[BEGIN INFORMATION PROVIDED]
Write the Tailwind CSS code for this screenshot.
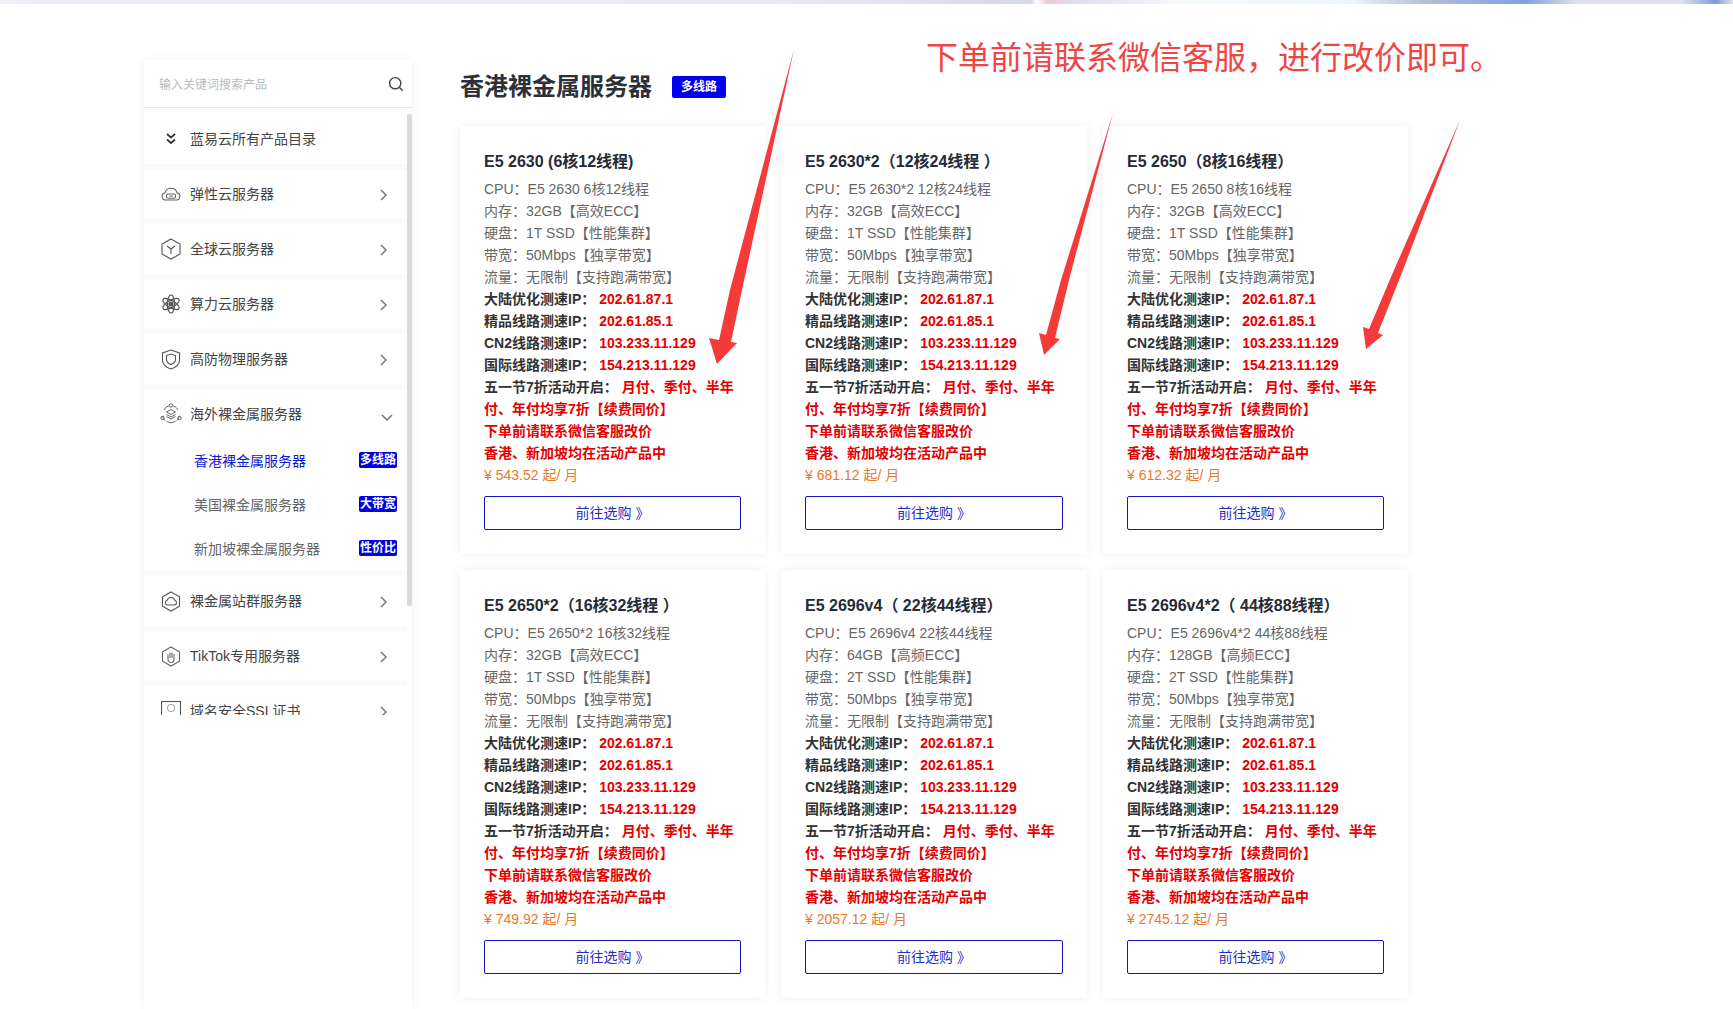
<!DOCTYPE html>
<html lang="zh-CN">
<head>
    <meta charset="UTF-8">
    <meta name="viewport" content="width=device-width, initial-scale=1.0">
    <title>香港裸金属服务器</title>
    <script src="https://cdn.jsdelivr.net/npm/@tailwindcss/browser@4"></script>
</head>
<body class="relative h-screen overflow-hidden bg-white font-['Liberation_Sans','Noto_Sans_CJK_SC',sans-serif]">

    <!-- Banner edge -->
    <div class="h-1 bg-[linear-gradient(90deg,#eef0f7_0%,#e9ecf4_43%,#dfe2ec_53%,#d5d8e6_59.5%,#ffffff_59.8%,#f0c8d4_60.5%,#dcdfec_62%,#f4f9fc_68%,#eef5fa_78%,#b8c0d8_82%,#7fa0dc_88%,#dfe2ec_91%,#dfe2ec_97%,#7f9bd0_99%,#dfe2ec_100%)]"></div>

    <div class="flex pl-[144px] pt-[56px]">

        <!-- Sidebar -->
        <aside class="w-[268px] h-[949px] shrink-0 bg-white shadow-[0_0_10px_rgba(0,0,0,0.06)]">
            <div class="h-[48px] flex items-center justify-between pl-[15px] pr-[8px] border-b border-[#e6e6e6]">
                <span class="text-xs text-[#bbbbbb] mt-[2px]">输入关键词搜索产品</span>
                <svg class="w-[16px] h-[16px]" viewBox="0 0 16 16" fill="none" stroke="#444" stroke-width="1.4"><circle cx="7.2" cy="7.2" r="5.6"/><path d="M11.5 11.5l3.2 3.2"/></svg>
            </div>

            <div class="relative h-[607px] overflow-hidden text-sm text-[#444]">
                <div class="absolute right-0 top-[6px] w-[5px] h-[492px] rounded-sm bg-[#d9d9d9]"></div>
                <div class="w-[263px] bg-[#fafafa] flex flex-col gap-[5px]">

                    <div class="h-[56px] bg-white flex items-center pl-[17px] pt-[6px]">
                        <svg class="w-[20px] h-[20px]" viewBox="0 0 20 20" fill="none" stroke="#333" stroke-width="1.7"><path d="M6 5l4 3.5L14 5M6 10.5l4 3.5 4-3.5"/></svg>
                        <span class="ml-[9px]">蓝易云所有产品目录</span>
                    </div>

                    <div class="h-[50px] bg-white flex items-center pl-[17px] pr-[20px]">
                        <svg class="w-[20px] h-[20px]" viewBox="0 0 20 20" fill="none" stroke="#666" stroke-width="1.1"><path d="M5 16h10.5a3.6 3.6 0 0 0 .6-7.1A6.3 6.3 0 0 0 4 8.7 3.7 3.7 0 0 0 5 16z"/><rect x="5.5" y="10" width="9" height="4.2" rx="1.5"/><path d="M8.4 12.1h3.2"/></svg>
                        <span class="ml-[9px] flex-1">弹性云服务器</span>
                        <svg class="w-[7px] h-[12px] mt-[1px]" viewBox="0 0 7 12" fill="none" stroke="#777" stroke-width="1.5"><path d="M1 1l5 5-5 5"/></svg>
                    </div>

                    <div class="h-[50px] bg-white flex items-center pl-[17px] pr-[20px]">
                        <svg class="w-[20px] h-[22px]" viewBox="0 0 20 22" fill="none" stroke="#555" stroke-width="1.1"><path d="M10 1l9 5v10l-9 5-9-5V6z"/><path d="M6 8l4 3 4-3M10 11v5"/></svg>
                        <span class="ml-[9px] flex-1">全球云服务器</span>
                        <svg class="w-[7px] h-[12px] mt-[1px]" viewBox="0 0 7 12" fill="none" stroke="#777" stroke-width="1.5"><path d="M1 1l5 5-5 5"/></svg>
                    </div>

                    <div class="h-[50px] bg-white flex items-center pl-[17px] pr-[20px]">
                        <svg class="w-[20px] h-[20px]" viewBox="0 0 20 20" fill="none" stroke="#555" stroke-width="1.2"><ellipse cx="10" cy="10" rx="3.6" ry="9.2"/><ellipse cx="10" cy="10" rx="3.6" ry="9.2" transform="rotate(60 10 10)"/><ellipse cx="10" cy="10" rx="3.6" ry="9.2" transform="rotate(120 10 10)"/><circle cx="10" cy="10" r="2" fill="#555"/></svg>
                        <span class="ml-[9px] flex-1">算力云服务器</span>
                        <svg class="w-[7px] h-[12px] mt-[1px]" viewBox="0 0 7 12" fill="none" stroke="#777" stroke-width="1.5"><path d="M1 1l5 5-5 5"/></svg>
                    </div>

                    <div class="h-[50px] bg-white flex items-center pl-[17px] pr-[20px]">
                        <svg class="w-[20px] h-[21px]" viewBox="0 0 20 21" fill="none" stroke="#555" stroke-width="1.1"><path d="M10 1l8.500 3v7c0 4.500-4 7.500-8.500 9-4.500-1.500-8.500-4.500-8.500-9V4z"/><path d="M10 5l4.500 1.600v4c0 2.400-2 4-4.500 5-2.500-1-4.500-2.600-4.500-5v-4z"/></svg>
                        <span class="ml-[9px] flex-1">高防物理服务器</span>
                        <svg class="w-[7px] h-[12px] mt-[1px]" viewBox="0 0 7 12" fill="none" stroke="#777" stroke-width="1.5"><path d="M1 1l5 5-5 5"/></svg>
                    </div>

                    <div class="bg-white">
                        <div class="h-[50px] flex items-center pl-[16px] pr-[14px]">
                            <svg class="w-[22px] h-[22px]" viewBox="0 0 22 22" fill="none" stroke="#666" stroke-width="1"><path d="M4 7a8.500 8.500 0 0 1 5-4.300M13 2.700A8.500 8.500 0 0 1 18 7M19.500 13a9 9 0 0 1-2.500 4.500M5 17.500A9 9 0 0 1 2.500 13M6.500 18.500a9 9 0 0 0 9 0"/><circle cx="11" cy="2.500" r="1.700"/><circle cx="2.500" cy="15" r="1.700"/><circle cx="19.500" cy="15" r="1.700"/><path d="M11 6.500l4.500 2.500-4.500 2.500L6.500 9zM6.500 11.500l4.500 2.500 4.500-2.500M6.500 13.500l4.500 2.500 4.500-2.500"/></svg>
                            <span class="ml-[8px] flex-1">海外裸金属服务器</span>
                            <svg class="w-[12px] h-[7px] mt-[6px]" viewBox="0 0 12 7" fill="none" stroke="#777" stroke-width="1.5"><path d="M1 1l5 5 5-5"/></svg>
                        </div>
                        <div class="h-[44px] flex items-center justify-between pl-[50px] pr-[10px]">
                            <span class="text-[#0c1cd0]">香港裸金属服务器</span>
                            <span class="w-[38px] h-[16px] mb-[2px] flex items-center justify-center rounded-[2px] bg-[#0000e6] text-xs font-bold text-white">多线路</span>
                        </div>
                        <div class="h-[44px] flex items-center justify-between pl-[50px] pr-[10px]">
                            <span class="text-[#666]">美国裸金属服务器</span>
                            <span class="w-[38px] h-[16px] mb-[2px] flex items-center justify-center rounded-[2px] bg-[#0000e6] text-xs font-bold text-white">大带宽</span>
                        </div>
                        <div class="h-[44px] flex items-center justify-between pl-[50px] pr-[10px]">
                            <span class="text-[#666]">新加坡裸金属服务器</span>
                            <span class="w-[38px] h-[16px] mb-[2px] flex items-center justify-center rounded-[2px] bg-[#0000e6] text-xs font-bold text-white">性价比</span>
                        </div>
                    </div>

                    <div class="h-[50px] bg-white flex items-center pl-[17px] pr-[20px]">
                        <svg class="w-[20px] h-[21px]" viewBox="0 0 20 21" fill="none" stroke="#555" stroke-width="1.1"><path d="M10 1l8.500 4.800v9.400L10 20l-8.500-4.800V5.800z"/><path d="M6.500 14h7a2.300 2.300 0 0 0 .4-4.500 4 4 0 0 0-7.700-.2A2.400 2.400 0 0 0 6.500 14z"/></svg>
                        <span class="ml-[9px] flex-1">裸金属站群服务器</span>
                        <svg class="w-[7px] h-[12px] mt-[1px]" viewBox="0 0 7 12" fill="none" stroke="#777" stroke-width="1.5"><path d="M1 1l5 5-5 5"/></svg>
                    </div>

                    <div class="h-[50px] bg-white flex items-center pl-[17px] pr-[20px]">
                        <svg class="w-[20px] h-[21px]" viewBox="0 0 20 21" fill="none" stroke="#666" stroke-width="1.1"><path d="M10 1l8.500 4.800v9.400L10 20l-8.500-4.800V5.800z"/><path d="M7 14.500V8.500M9 12V6.500M11 12V6.500M13 12.500V8M7 14.500c1 1.500 2 2 3.500 2s2.500-1.500 2.500-4"/></svg>
                        <span class="ml-[9px] flex-1">TikTok专用服务器</span>
                        <svg class="w-[7px] h-[12px] mt-[1px]" viewBox="0 0 7 12" fill="none" stroke="#777" stroke-width="1.5"><path d="M1 1l5 5-5 5"/></svg>
                    </div>

                    <div class="h-[50px] bg-white flex items-center pl-[17px] pr-[20px]">
                        <svg class="w-[20px] h-[20px]" viewBox="0 0 20 20" fill="none" stroke="#555" stroke-width="1.1"><rect x="0.500" y="0.500" width="19" height="19"/><circle cx="10" cy="7" r="3.500" stroke="#aaa"/></svg>
                        <span class="ml-[9px] flex-1">域名安全SSL证书</span>
                        <svg class="w-[7px] h-[12px] mt-[1px]" viewBox="0 0 7 12" fill="none" stroke="#777" stroke-width="1.5"><path d="M1 1l5 5-5 5"/></svg>
                    </div>
                </div>
            </div>
        </aside>

        <!-- Product list -->
        <main class="ml-[48px] w-[948px]">
            <div class="h-[66px] flex items-start">
                <div class="flex items-center h-[54px]">
                    <h1 class="text-2xl font-bold text-[#2b303b]">香港裸金属服务器</h1>
                    <span class="ml-[20px] w-[54px] h-[22px] flex items-center justify-center rounded-[2px] bg-[#0000f0] text-xs font-bold text-white">多线路</span>
                </div>
            </div>
            <div id="product-grid" class="grid grid-cols-[305px_306px_305px] gap-x-[16px] gap-y-[16px]"></div>
        </main>
    </div>

    <!-- Annotations pasted on top of the page -->
    <div class="absolute left-[926px] top-[36px] text-[32px] leading-[44px] whitespace-nowrap text-[#f04545]">下单前请联系微信客服，进行改价即可。</div>
    <svg class="absolute left-0 top-0 w-[1733px] h-[1009px] pointer-events-none" viewBox="0 0 1733 1009" fill="#f53a3a">
        <polygon points="794,49 742,290 731,342 737,343 717,364 709,338 719,340 730,290"/>
        <polygon points="1113,113 1069,280 1055,338 1060,339 1044,355 1039,333 1046,335 1061,280"/>
        <polygon points="1460,120 1403,270 1378,333 1383,335 1366,349 1363,327 1369,329 1394,270"/>
    </svg>

    <script>
        const products = [
            { title: 'E5 2630 (6核12线程)', cpu: 'E5 2630 6核12线程', ram: '32GB【高效ECC】', disk: '1T SSD【性能集群】', price: '543.52' },
            { title: 'E5 2630*2（12核24线程 ）', cpu: 'E5 2630*2 12核24线程', ram: '32GB【高效ECC】', disk: '1T SSD【性能集群】', price: '681.12' },
            { title: 'E5 2650（8核16线程）', cpu: 'E5 2650 8核16线程', ram: '32GB【高效ECC】', disk: '1T SSD【性能集群】', price: '612.32' },
            { title: 'E5 2650*2（16核32线程 ）', cpu: 'E5 2650*2 16核32线程', ram: '32GB【高效ECC】', disk: '1T SSD【性能集群】', price: '749.92' },
            { title: 'E5 2696v4（ 22核44线程）', cpu: 'E5 2696v4 22核44线程', ram: '64GB【高频ECC】', disk: '2T SSD【性能集群】', price: '2057.12' },
            { title: 'E5 2696v4*2（ 44核88线程）', cpu: 'E5 2696v4*2 44核88线程', ram: '128GB【高频ECC】', disk: '2T SSD【性能集群】', price: '2745.12' },
        ];

        const ips = [
            ['大陆优化测速IP：', '202.61.87.1'],
            ['精品线路测速IP：', '202.61.85.1'],
            ['CN2线路测速IP：', '103.233.11.129'],
            ['国际线路测速IP：', '154.213.11.129'],
        ];

        const grid = document.getElementById('product-grid');

        products.forEach(item => {
            const ipRows = ips.map(([label, ip]) =>
                `<p class="font-bold text-[#333]">${label} <span class="text-[#e60000]">${ip}</span></p>`
            ).join('');

            grid.innerHTML += `
                <div class="h-[428px] bg-white px-[24px] pt-[22px] rounded-[2px] shadow-[0_0_12px_rgba(0,0,0,0.07)]">
                    <h3 class="text-base leading-[28px] mb-[2px] font-bold text-[#262b36]">${item.title}</h3>
                    <div class="text-sm leading-[22px] text-[#666]">
                        <p>CPU：${item.cpu}</p>
                        <p>内存：${item.ram}</p>
                        <p>硬盘：${item.disk}</p>
                        <p>带宽：50Mbps【独享带宽】</p>
                        <p>流量：无限制【支持跑满带宽】</p>
                        ${ipRows}
                        <p class="font-bold text-[#333]">五一节7折活动开启： <span class="text-[#e60000]">月付、季付、半年付、年付均享7折【续费同价】</span></p>
                        <p class="font-bold text-[#e60000]">下单前请联系微信客服改价</p>
                        <p class="font-bold text-[#e60000]">香港、新加坡均在活动产品中</p>
                        <p class="text-[#e8792b]">¥ ${item.price} 起/ 月</p>
                    </div>
                    <a class="mt-[10px] h-[34px] flex items-center justify-center rounded-[2px] border border-[#1414c0] text-sm text-[#1f2fc4]">前往选购 》</a>
                </div>
            `;
        });
    </script>
</body>
</html>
[END INFORMATION PROVIDED]
» **SHORT EXERCISE**: Print, exactly as written, the lines above from the first one to the one containing "bg-[#fafafa] flex flex-col". Leave out pictures.

» **FULL SOLUTION**:
Write the Tailwind CSS code for this screenshot.
<!DOCTYPE html>
<html lang="zh-CN">
<head>
    <meta charset="UTF-8">
    <meta name="viewport" content="width=device-width, initial-scale=1.0">
    <title>香港裸金属服务器</title>
    <script src="https://cdn.jsdelivr.net/npm/@tailwindcss/browser@4"></script>
</head>
<body class="relative h-screen overflow-hidden bg-white font-['Liberation_Sans','Noto_Sans_CJK_SC',sans-serif]">

    <!-- Banner edge -->
    <div class="h-1 bg-[linear-gradient(90deg,#eef0f7_0%,#e9ecf4_43%,#dfe2ec_53%,#d5d8e6_59.5%,#ffffff_59.8%,#f0c8d4_60.5%,#dcdfec_62%,#f4f9fc_68%,#eef5fa_78%,#b8c0d8_82%,#7fa0dc_88%,#dfe2ec_91%,#dfe2ec_97%,#7f9bd0_99%,#dfe2ec_100%)]"></div>

    <div class="flex pl-[144px] pt-[56px]">

        <!-- Sidebar -->
        <aside class="w-[268px] h-[949px] shrink-0 bg-white shadow-[0_0_10px_rgba(0,0,0,0.06)]">
            <div class="h-[48px] flex items-center justify-between pl-[15px] pr-[8px] border-b border-[#e6e6e6]">
                <span class="text-xs text-[#bbbbbb] mt-[2px]">输入关键词搜索产品</span>
                <svg class="w-[16px] h-[16px]" viewBox="0 0 16 16" fill="none" stroke="#444" stroke-width="1.4"><circle cx="7.2" cy="7.2" r="5.6"/><path d="M11.5 11.5l3.2 3.2"/></svg>
            </div>

            <div class="relative h-[607px] overflow-hidden text-sm text-[#444]">
                <div class="absolute right-0 top-[6px] w-[5px] h-[492px] rounded-sm bg-[#d9d9d9]"></div>
                <div class="w-[263px] bg-[#fafafa] flex flex-col gap-[5px]">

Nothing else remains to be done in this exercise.